Но Элизабет опустила руку и выпрямилась, а потом отступила назад.
– Моей матери ты бы не понравилась, – сказала она и легонько толкнула меня большим пальцем ноги, чтобы я встала. – Теперь вставай и иди спать.
Так значит, разочарованно подумала я, это еще не конец. По телу разлился физический страх, тяжелый и затмевающий остальные чувства. Ведь конец неизбежен. Я не верила, что существует хоть малейшая возможность, что мое пребывание у Элизабет продлится сколько-нибудь долго, и мне хотелось покончить с этим прямо сейчас, без необходимости проводить в этом доме даже одну ночь. Я сделала шаг ей навстречу, упрямо выпятив подбородок и надеясь, что мой капризный вид выведет ее из себя.
Но момент был упущен. Элизабет смотрела поверх меня, ее дыхание было ровным. Я отвернулась и понуро зашагала прочь. Стащив со стола ломоть ветчины, взобралась по лестнице. Дверь в мою спальню была открыта. Я прислонилась к косяку, оглядывая то, что временно станет моим: мебель из темного дерева, круглый лоскутный ковер розового цвета, настольную лампу с перламутровым абажуром. Здесь все было новым: пухлое белое одеяло в пододеяльнике, такие же белые шторы, одежда, аккуратными рядками вывешенная в шкафу и сложенная стопками в ящиках комода. Забравшись в кровать, я стала мусолить ветчину, которая была соленой, с металлическим привкусом в тех местах, где я трогала ее окровавленными пальцами. Я откусывала кусок, замирала и слушала. Я жила в тридцати двух домах, и во всех было одно общее: шум. Шум автобусов, скрип тормозов, грохот проходящих товарняков. И внутри: многочисленные телевизоры, пытающиеся перекричать друг друга, сигналы микроволновок и нагревателей для детских бутылочек, дверные звонки, ругань, звук закрывающегося засова. Звуки, издаваемые другими детьми: плач младенцев, вопящие братья и сестры, которых разводят по разным комнатам, визг от слишком холодного душа, стоны спящего рядом, которому приснился кошмар. Но дом Элизабет был другим. Как в винограднике, засыпающем в сгущающихся сумерках, в доме было тихо. В окно проникал лишь слабый гул. Он напоминал жужжание электричества, но в сельской местности источник, наверное, был природным – например, водопад или пчелиный рой.

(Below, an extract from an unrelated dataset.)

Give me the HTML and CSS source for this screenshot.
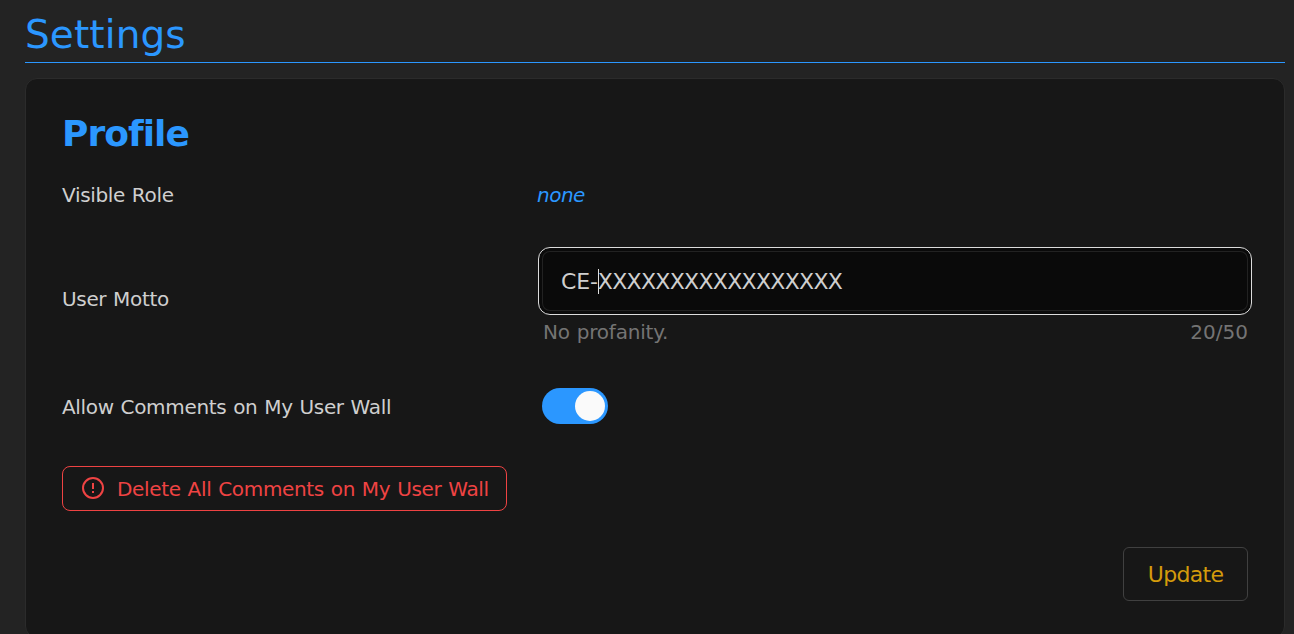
FILE: index.html
```html
<!DOCTYPE html>
<html lang="en">
<head>
<meta charset="utf-8">
<title>Settings</title>
<link rel="stylesheet" href="styles.css">
</head>
<body>
<main class="page">
  <h1 class="page-title"><span>Settings</span></h1>
  <section class="card">
    <h2 class="card-title"><span>Profile</span></h2>
    <div class="row row-role">
      <span class="label label-role">Visible Role</span>
      <em class="role">none</em>
    </div>
    <div class="row row-motto">
      <span class="label label-motto">User Motto</span>
      <div class="field">
        <div class="input" role="textbox"><span class="before">CE-</span><span class="caret"></span><span class="after">XXXXXXXXXXXXXXXXX</span></div>
        <div class="hints"><span class="hint">No profanity.</span><span class="count">20/50</span></div>
      </div>
    </div>
    <div class="row row-comments">
      <span class="label label-comments">Allow Comments on My User Wall</span>
      <div class="switch" role="switch" aria-checked="true"><span class="knob"></span></div>
    </div>
    <button class="delete" type="button">
      <svg class="alert" viewBox="0 0 24 24" width="24" height="24" fill="none" stroke="currentColor" stroke-width="2"><circle cx="12" cy="12" r="10"/><path d="M12 7v6M12 15v2"/></svg>
      <span class="delete-text">Delete All Comments on My User Wall</span>
    </button>
    <div class="actions"><button class="update" type="button"><span>Update</span></button></div>
  </section>
</main>
</body>
</html>
```

FILE: styles.css
```css
* { box-sizing: border-box; }
html { height: 100%; overflow: hidden; background: #232323; }
body {
  margin: 0;
  height: 634px;
  overflow: hidden;
  background: #232323;
  color: #cfcfcf;
  font-family: "DejaVu Sans", sans-serif;
  font-size: 20px;
  letter-spacing: -0.33px;
  word-spacing: 0.8px;
}
.page { padding: 0 9px 0 25px; }
.page-title {
  margin: 0 0 15px;
  height: 63px;
  padding-top: 12px;
  border-bottom: 1px solid #2b97ff;
  color: #2b97ff;
  font-size: 39px;
  font-weight: 400;
  letter-spacing: 0.1px;
  line-height: 46px;
}
.card {
  height: 560px;
  padding: 32px 36px 0;
  border: 1px solid #2b2b2b;
  border-radius: 12px;
  background: #171717;
}
.card-title {
  margin: 0;
  color: #2b97ff;
  font-size: 36px;
  font-weight: 700;
  letter-spacing: -0.95px;
  line-height: 46px;
}
.row {
  display: grid;
  grid-template-columns: 475px 1fr;
  align-items: center;
  line-height: 24px;
}
.label { white-space: nowrap; }
.row-role { margin-top: 26px; }
.role { color: #2b97ff; letter-spacing: -0.5px; }
.row-motto { margin-top: 40px; }
.label-motto { padding-top: 7px; }
.field { margin-right: -4px; padding-left: 1px; }
.input {
  display: flex;
  align-items: center;
  height: 68px;
  padding: 1px 0 0 22px;
  border: 1px solid #dcdcdc;
  border-radius: 12px;
  background: #0a0a0a;
  box-shadow: inset 0 0 0 3px #0a0a0a, inset 0 0 0 4px #222;
  font-size: 22px;
  letter-spacing: -0.69px;
}
.before { letter-spacing: -0.15px; }
.caret { width: 1px; height: 25px; margin-right: -1px; background: #e0e0e0; }
.hints {
  display: flex;
  justify-content: space-between;
  padding: 5px 4px 0 5px;
  color: #747474;
}
.hint { letter-spacing: -0.2px; }
.count { letter-spacing: 0; }
.row-comments { margin-top: 44px; }
.label-comments { padding-top: 2px; }
.switch {
  display: flex;
  justify-content: flex-end;
  width: 66px;
  height: 36px;
  margin-left: 5px;
  padding: 3px;
  border-radius: 18px;
  background: #2b97ff;
}
.knob { width: 30px; height: 30px; border-radius: 50%; background: #fafafa; }
button { font: inherit; letter-spacing: inherit; word-spacing: inherit; background: none; margin: 0; white-space: nowrap; }
.delete {
  display: flex;
  align-items: center;
  width: 445px;
  height: 45px;
  margin-top: 42px;
  padding: 0 0 0 18px;
  border: 1px solid #ef4343;
  border-radius: 8px;
  color: #ef4343;
}
.alert { margin: 0 12px 2px 0; }
.actions { display: flex; justify-content: flex-end; margin-top: 36px; }
.update {
  width: 125px;
  height: 54px;
  padding: 0;
  border: 1px solid #404040;
  border-radius: 6px;
  color: #d49b0b;
  font-size: 22px;
  letter-spacing: -0.7px;
}
```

Наконец я услышала на лестнице шаги Элизабет. Натянув одеяло на голову, я закрыла уши, чтобы не слышать. Вздрогнула, когда она тихонько присела на край моей кровати. Я на дюйм отодрала одеяло от ушей, но лица не открыла.
– Моей матери и я тоже не нравилась, – прошептала Элизабет. Ее голос был мягким, словно она извинялась.
Мне захотелось выглянуть из-под одеяла, так отличался этот голос от того, что держал меня над раковиной; на мгновение я даже подумала, что это не она.
– Хоть что-то общее у нас есть. – Сказав это, она положила руку мне на спину, и я выгнулась дугой, вжавшись в стену, у которой стояла кровать. Лицо впечаталось в кусок ветчины.
Элизабет все говорила, рассказывала о том, как родилась ее старшая сестра Кэтрин, и о семи годах, когда у ее матери рождались только мертвые дети. Четверо, и все мальчики.
– Когда я родилась, мать сразу попросила унести меня. Сама я не помню, но отец рассказывал – до тех пор, пока я не научилась все делать сама, меня купала, кормила и одевала сестра, которой было тогда семь лет…
Элизабет все говорила и говорила, описывая болезнь своей матери, страдавшей депрессией, и преданную заботу о ней отца. Еще до того, как научиться говорить, рассказывала она, ей пришлось научиться ходить по коридору на цыпочках, чтобы старые половицы не дай бог не скрипнули. Мать не любила шум – любой шум. Элизабет говорила, а я слушала. Надрыв в ее голосе был мне интересен – ко мне редко обращались так, будто я способна понять чужие переживания. Я проглотила кусок ветчины.
– Во всем была виновата я, – продолжала Элизабет. – Болезнь матери – это была моя вина. Никто от меня этого даже не скрывал. Вторая дочь была им не нужна, ведь считалось, что у девочек нет вкусовых рецепторов, способных отличить хорошее вино от плохого. Я доказала, что они ошибались.
Элизабет похлопала меня по спине, и я поняла, что ее рассказ окончен. И прожевала последний кусок.